ATSG sees increasing demand for medium widebodies.

ATSG reported a moderately good first quarter, but the big news was two new leasing contracts.

ATSG 1Q14 resultsUS-based Air Transport Services Group (ATSG) reported first-quarter net income down 20.8% y-o-y to $7 million. The decline came despite a slight (0.2%) increase in net revenue from customers to $144 million, but ATSG nonetheless maintained a reasonably healthy 4.7% net margin. The chart at right shows more of the financial details of the report, but the financial results were overshadowed by the announcement of lease agreements for four 767 freighters with two airline customers – deals that should boost ATSG’s results for many quarters to come.

As we previously reported, US-based Amerijet signed an agreement with ATSG’s leasing arm Cargo Aircraft Management (CAM) to lease two 767-300Fs for a term of six years, beginning in the third quarter of this year. Amerijet currently leases three 767-200Fs from CAM, and one of those will be returned early as part of the agreement, while the leases on the other two were extended by eighteen months, through 2019.

In a separate deal, Canada-based Cargojet agreed to lease two 767-200Fs from CAM. You can click here for the note we published on this yesterday, but what is particularly interesting about it is that ATSG said the term of the leases was “up to three years.” Interesting for two reasons: First, three years is a relatively short term, particularly given that Cargojet’s win of the Canada Post/Purolator contract means it will need more aircraft for the long term. Which brings up the second point, that “up to three years” implies that the term of the lease not fixed, and is dependent on some other variable. What might that variable be? One possibility  is that Cargojet really wants 767-300Fs, not -200Fs, and that ATSG will now be looking to acquire some.

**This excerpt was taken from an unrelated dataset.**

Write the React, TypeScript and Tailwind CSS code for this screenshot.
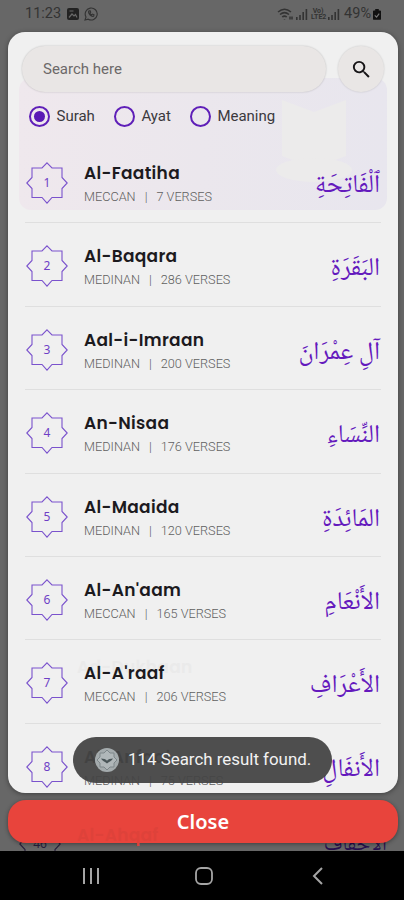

Plenty of food for thought here. Other than the big three integrators, ATSG is by far the largest owner/operator of medium widebody freighters in the world, with forty 767-200Fs and nine 767-300Fs. As ATSG says in its quarterly report, demand for medium widebody lift is growing. But the company’s 767-200F fleet is aging, and it will be interesting to see whether ATSG moves to add more -300Fs. Or even A330 freighters.

Turning back to matters financial, we note that along with the first-quarter results and the new lease agreements, ATSG also announced that it had executed an amendment to its senior secured credit facility which includes a term loan of $127.5 million, and access to a revolving credit facility of up to $275 million, of which the Company has drawn $188.0 million. Key features of the amendment include:

  • Extended the maturity of the term loan and revolving credit facility from July 2017 to May 6, 2019.
  • Reduced EBITDA-based pricing by approximately 25 basis points.
  • An accordion feature which would allow ATSG to expand the revolver capacity from $275 million to $325 million, subject to lenders’ consent.
  • Allows for stock buybacks and dividends when the debt-to-EBITDA ratio is below 2.5 times after giving effect of the buyback or dividend (the previous requirement was under 2.0 times).